HABIT 1: Give Ample, Focused Time and Effort to Developing Others. One of the biggest concerns leaders have when learning coaching skills is the amount of time it will take to coach another person. Leaders are inevitably busy, and they are often a bit overwhelmed. While they want to help, their time is valuable and in short supply.
Many of us have been in a situation where a manager was more interested in getting us out of their office than they were in really providing helpful coaching. The most effective coaches make direct reports feel they are more valued than a few minutes of the manager’s time. Ultimately, we believe the time spent was not that different between the best and the worst coaches. Rather it was the feeling the manager created. The most effective coaches made their direct reports feel that they were more important than getting the interaction done quickly.
HABIT 2: Thoughtfully Select Developmental Job Assignments. If you look back on your most impactful learning and development activities, they frequently are connected with a job assignment where just doing the work helped develop new skills. This starts when managers take the time to know their direct reports’ aspirations and passions. Most people can think of a job assignment where their skills improved significantly by just doing the job and learning from their experiences. Many coaches imagine their job is to teach others new skills, then place people in those jobs. Finding a challenging job provides people with a learning environment where the job actually does most of the teaching, and the coach encourages and supports them.
HABIT 3: Consistently Provide Specific, Honest Feedback. When many people see the word feedback, they think it means letting others know when they make mistakes. Our research validates that the most helpful feedback is more positive and reinforcing than negative and corrective.

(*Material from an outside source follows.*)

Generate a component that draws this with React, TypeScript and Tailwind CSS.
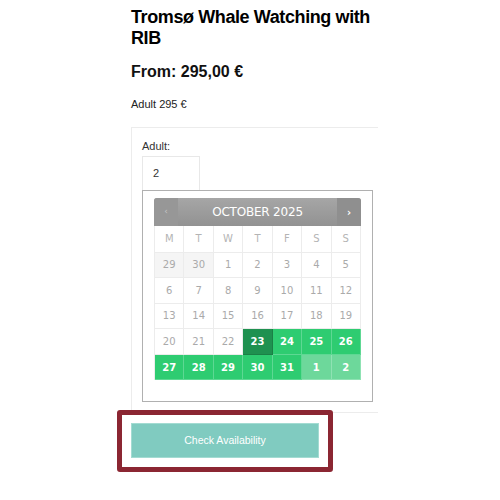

Unfortunately, most people have grown up and worked in environments where the vast majority of feedback was corrective, which has often taught them to do whatever they can to totally avoid feedback. Letting others know what they did well and that you recognized their efforts and willingness to work hard puts them in a position where they are willing to listen and learn from corrective feedback. Once people believe that you have their back, then providing suggestions for improvement will be a great benefit to direct reports.
HABIT 4: Exude a Positive Energy that Inspires and Motivates. The best coaches create an environment where direct reports want to do something extraordinary and make a real difference. They create energy and excitement. They bring passion with them to work. They are aspirational in their goals and encourage others to do more and be better.
HABIT 5: Strive Daily to be a Role Model. Less effective leaders ask others to keep standards they themselves do not keep. Often people believe that having a higher position gives them the right to behave differently than the way they require or expect others to behave. The best coaches are role models and know how to walk their talk.
HABIT 6: Encourage Others to Stretch toward Excellence. Great learning opportunities are created when people are asked to do something difficult and outside their comfort zone. That is the learning zone, but it is also the zone where people recognize that they did something that made a difference. In our research, we have found that when team members accomplish a very challenging objective, one they thought was impossible, their engagement and personal satisfaction go up significantly. Accomplishing hard things makes people feel more valued and reinforces the fact that they are competent and capable.
HABIT 7: Balance Obtaining Results with How It Impacts Individuals. The best coaches did an excellent job of balancing business results with how it impacts the personal welfare of colleagues. Many times, these are the seemingly little things that end up being very important, such as attending a child’s school program or supporting an elderly parent who needs help at home. Too often, managers believe that it is the responsibility of the direct reports to let their manager know about these situations, but often direct reports are uncomfortable passing that information on. Ideally, managers take the initiative to get to know their direct reports to the point where they open up and share this kind of information. Only then can managers find ways to provide the balance that others need.
After reading through this list, you might feel that there is a lot to do in order to be more effective as a coach. Think of these habits as building blocks. The more you have, in whatever order, the higher you can build. Unlike a chain where a missing link renders the entire chain worthless, each one of these is valuable on its own.
Using our data, we simulated the impact of high performance on just a few of these behaviors. The analysis revealed that if a leader had high performance (e.g., 90th percentile) on just three of the behaviors, their coaching effectiveness would move to the 79th percentile. Our advice is to read through the list of behaviors and select the three that would help you most right now. Being an effective coach not only can have a dramatic positive impact on your direct reports, but it will positively influence how others view you as a leader in general.